§ **AIM OF THE EXERCISE**: Your task is to repeat all of the data exactly while excluding the pictures.
================================
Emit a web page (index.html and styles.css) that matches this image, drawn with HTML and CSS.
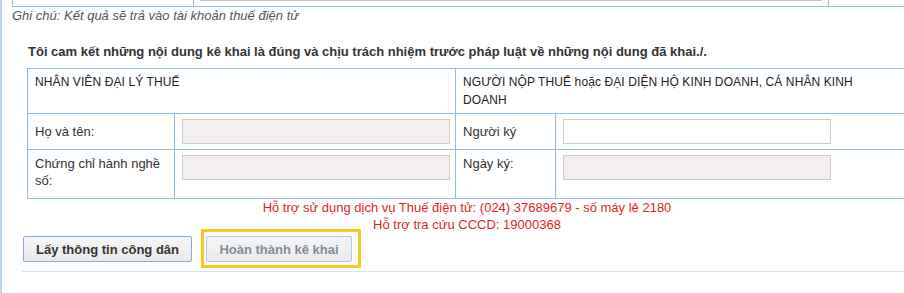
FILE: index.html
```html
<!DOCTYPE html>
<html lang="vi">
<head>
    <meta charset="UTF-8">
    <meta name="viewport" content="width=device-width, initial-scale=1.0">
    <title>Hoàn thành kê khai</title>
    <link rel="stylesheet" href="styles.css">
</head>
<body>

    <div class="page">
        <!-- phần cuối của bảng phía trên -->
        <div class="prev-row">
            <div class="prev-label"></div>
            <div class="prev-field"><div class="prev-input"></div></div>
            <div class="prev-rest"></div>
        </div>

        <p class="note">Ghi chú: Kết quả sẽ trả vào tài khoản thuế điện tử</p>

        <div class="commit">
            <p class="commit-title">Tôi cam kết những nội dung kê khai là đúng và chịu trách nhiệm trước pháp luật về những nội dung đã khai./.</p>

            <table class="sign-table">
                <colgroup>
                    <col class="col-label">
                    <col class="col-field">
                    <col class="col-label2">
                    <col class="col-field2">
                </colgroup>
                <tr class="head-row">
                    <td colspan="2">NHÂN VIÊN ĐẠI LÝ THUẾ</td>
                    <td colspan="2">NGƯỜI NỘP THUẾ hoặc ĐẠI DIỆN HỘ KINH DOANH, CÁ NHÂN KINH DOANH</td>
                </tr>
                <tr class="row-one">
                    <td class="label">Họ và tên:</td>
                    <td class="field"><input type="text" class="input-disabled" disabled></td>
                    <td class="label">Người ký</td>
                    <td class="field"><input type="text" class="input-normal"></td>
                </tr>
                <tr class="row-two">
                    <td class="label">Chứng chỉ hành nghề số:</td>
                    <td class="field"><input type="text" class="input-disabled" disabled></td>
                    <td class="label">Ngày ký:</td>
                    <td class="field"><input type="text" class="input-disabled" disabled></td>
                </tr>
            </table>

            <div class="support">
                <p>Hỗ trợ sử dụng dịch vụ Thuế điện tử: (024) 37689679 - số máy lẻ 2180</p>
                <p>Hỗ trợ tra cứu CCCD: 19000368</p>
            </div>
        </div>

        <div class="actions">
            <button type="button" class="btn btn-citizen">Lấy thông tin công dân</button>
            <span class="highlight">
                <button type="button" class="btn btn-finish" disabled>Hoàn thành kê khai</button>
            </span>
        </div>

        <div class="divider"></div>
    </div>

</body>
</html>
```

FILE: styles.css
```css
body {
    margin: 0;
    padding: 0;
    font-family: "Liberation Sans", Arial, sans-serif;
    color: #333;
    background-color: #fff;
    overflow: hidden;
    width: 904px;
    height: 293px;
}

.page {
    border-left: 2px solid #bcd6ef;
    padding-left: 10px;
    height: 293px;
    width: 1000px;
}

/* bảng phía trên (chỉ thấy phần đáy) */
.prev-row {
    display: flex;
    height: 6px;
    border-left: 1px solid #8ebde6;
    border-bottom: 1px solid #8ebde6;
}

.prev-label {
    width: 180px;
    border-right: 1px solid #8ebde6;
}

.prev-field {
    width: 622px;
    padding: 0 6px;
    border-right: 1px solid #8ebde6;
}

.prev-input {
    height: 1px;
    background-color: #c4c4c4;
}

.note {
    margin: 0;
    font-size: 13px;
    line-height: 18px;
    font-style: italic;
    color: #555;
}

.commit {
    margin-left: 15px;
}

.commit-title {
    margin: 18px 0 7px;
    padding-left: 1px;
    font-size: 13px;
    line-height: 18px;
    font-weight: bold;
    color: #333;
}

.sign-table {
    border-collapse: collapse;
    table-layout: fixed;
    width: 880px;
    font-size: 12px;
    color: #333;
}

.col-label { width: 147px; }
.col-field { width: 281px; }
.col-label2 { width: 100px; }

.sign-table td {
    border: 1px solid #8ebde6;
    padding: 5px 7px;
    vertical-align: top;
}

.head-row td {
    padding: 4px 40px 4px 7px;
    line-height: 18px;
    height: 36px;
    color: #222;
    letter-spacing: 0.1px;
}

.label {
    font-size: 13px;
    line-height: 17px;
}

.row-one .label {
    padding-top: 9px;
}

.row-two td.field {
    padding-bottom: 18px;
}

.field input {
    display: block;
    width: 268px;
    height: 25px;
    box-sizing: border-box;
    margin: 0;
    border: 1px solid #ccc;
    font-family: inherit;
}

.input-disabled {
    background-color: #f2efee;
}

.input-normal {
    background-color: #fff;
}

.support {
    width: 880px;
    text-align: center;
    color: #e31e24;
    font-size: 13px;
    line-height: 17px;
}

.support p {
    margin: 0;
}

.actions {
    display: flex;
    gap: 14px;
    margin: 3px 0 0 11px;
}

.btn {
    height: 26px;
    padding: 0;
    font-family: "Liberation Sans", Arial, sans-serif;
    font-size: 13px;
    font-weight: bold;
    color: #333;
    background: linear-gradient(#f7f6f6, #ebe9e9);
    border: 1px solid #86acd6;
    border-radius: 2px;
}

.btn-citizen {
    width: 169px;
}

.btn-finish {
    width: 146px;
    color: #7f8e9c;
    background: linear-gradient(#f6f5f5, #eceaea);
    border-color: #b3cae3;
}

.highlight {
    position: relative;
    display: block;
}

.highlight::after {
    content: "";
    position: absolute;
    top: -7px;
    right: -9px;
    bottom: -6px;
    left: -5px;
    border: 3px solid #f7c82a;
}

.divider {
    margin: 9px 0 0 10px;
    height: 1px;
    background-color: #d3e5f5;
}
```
================================
§ **SOLUTION FOR THIS TASK**:
Emit a web page (index.html and styles.css) that matches this image, drawn with HTML and CSS.
FILE: index.html
```html
<!DOCTYPE html>
<html lang="vi">
<head>
    <meta charset="UTF-8">
    <meta name="viewport" content="width=device-width, initial-scale=1.0">
    <title>Hoàn thành kê khai</title>
    <link rel="stylesheet" href="styles.css">
</head>
<body>

    <div class="page">
        <!-- phần cuối của bảng phía trên -->
        <div class="prev-row">
            <div class="prev-label"></div>
            <div class="prev-field"><div class="prev-input"></div></div>
            <div class="prev-rest"></div>
        </div>

        <p class="note">Ghi chú: Kết quả sẽ trả vào tài khoản thuế điện tử</p>

        <div class="commit">
            <p class="commit-title">Tôi cam kết những nội dung kê khai là đúng và chịu trách nhiệm trước pháp luật về những nội dung đã khai./.</p>

            <table class="sign-table">
                <colgroup>
                    <col class="col-label">
                    <col class="col-field">
                    <col class="col-label2">
                    <col class="col-field2">
                </colgroup>
                <tr class="head-row">
                    <td colspan="2">NHÂN VIÊN ĐẠI LÝ THUẾ</td>
                    <td colspan="2">NGƯỜI NỘP THUẾ hoặc ĐẠI DIỆN HỘ KINH DOANH, CÁ NHÂN KINH DOANH</td>
                </tr>
                <tr class="row-one">
                    <td class="label">Họ và tên:</td>
                    <td class="field"><input type="text" class="input-disabled" disabled></td>
                    <td class="label">Người ký</td>
                    <td class="field"><input type="text" class="input-normal"></td>
                </tr>
                <tr class="row-two">
                    <td class="label">Chứng chỉ hành nghề số:</td>
                    <td class="field"><input type="text" class="input-disabled" disabled></td>
                    <td class="label">Ngày ký:</td>
                    <td class="field"><input type="text" class="input-disabled" disabled></td>
                </tr>
            </table>

            <div class="support">
                <p>Hỗ trợ sử dụng dịch vụ Thuế điện tử: (024) 37689679 - số máy lẻ 2180</p>
                <p>Hỗ trợ tra cứu CCCD: 19000368</p>
            </div>
        </div>

        <div class="actions">
            <button type="button" class="btn btn-citizen">Lấy thông tin công dân</button>
            <span class="highlight">
                <button type="button" class="btn btn-finish" disabled>Hoàn thành kê khai</button>
            </span>
        </div>

        <div class="divider"></div>
    </div>

</body>
</html>
```

FILE: styles.css
```css
body {
    margin: 0;
    padding: 0;
    font-family: "Liberation Sans", Arial, sans-serif;
    color: #333;
    background-color: #fff;
    overflow: hidden;
    width: 904px;
    height: 293px;
}

.page {
    border-left: 2px solid #bcd6ef;
    padding-left: 10px;
    height: 293px;
    width: 1000px;
}

/* bảng phía trên (chỉ thấy phần đáy) */
.prev-row {
    display: flex;
    height: 6px;
    border-left: 1px solid #8ebde6;
    border-bottom: 1px solid #8ebde6;
}

.prev-label {
    width: 180px;
    border-right: 1px solid #8ebde6;
}

.prev-field {
    width: 622px;
    padding: 0 6px;
    border-right: 1px solid #8ebde6;
}

.prev-input {
    height: 1px;
    background-color: #c4c4c4;
}

.note {
    margin: 0;
    font-size: 13px;
    line-height: 18px;
    font-style: italic;
    color: #555;
}

.commit {
    margin-left: 15px;
}

.commit-title {
    margin: 18px 0 7px;
    padding-left: 1px;
    font-size: 13px;
    line-height: 18px;
    font-weight: bold;
    color: #333;
}

.sign-table {
    border-collapse: collapse;
    table-layout: fixed;
    width: 880px;
    font-size: 12px;
    color: #333;
}

.col-label { width: 147px; }
.col-field { width: 281px; }
.col-label2 { width: 100px; }

.sign-table td {
    border: 1px solid #8ebde6;
    padding: 5px 7px;
    vertical-align: top;
}

.head-row td {
    padding: 4px 40px 4px 7px;
    line-height: 18px;
    height: 36px;
    color: #222;
    letter-spacing: 0.1px;
}

.label {
    font-size: 13px;
    line-height: 17px;
}

.row-one .label {
    padding-top: 9px;
}

.row-two td.field {
    padding-bottom: 18px;
}

.field input {
    display: block;
    width: 268px;
    height: 25px;
    box-sizing: border-box;
    margin: 0;
    border: 1px solid #ccc;
    font-family: inherit;
}

.input-disabled {
    background-color: #f2efee;
}

.input-normal {
    background-color: #fff;
}

.support {
    width: 880px;
    text-align: center;
    color: #e31e24;
    font-size: 13px;
    line-height: 17px;
}

.support p {
    margin: 0;
}

.actions {
    display: flex;
    gap: 14px;
    margin: 3px 0 0 11px;
}

.btn {
    height: 26px;
    padding: 0;
    font-family: "Liberation Sans", Arial, sans-serif;
    font-size: 13px;
    font-weight: bold;
    color: #333;
    background: linear-gradient(#f7f6f6, #ebe9e9);
    border: 1px solid #86acd6;
    border-radius: 2px;
}

.btn-citizen {
    width: 169px;
}

.btn-finish {
    width: 146px;
    color: #7f8e9c;
    background: linear-gradient(#f6f5f5, #eceaea);
    border-color: #b3cae3;
}

.highlight {
    position: relative;
    display: block;
}

.highlight::after {
    content: "";
    position: absolute;
    top: -7px;
    right: -9px;
    bottom: -6px;
    left: -5px;
    border: 3px solid #f7c82a;
}

.divider {
    margin: 9px 0 0 10px;
    height: 1px;
    background-color: #d3e5f5;
}
```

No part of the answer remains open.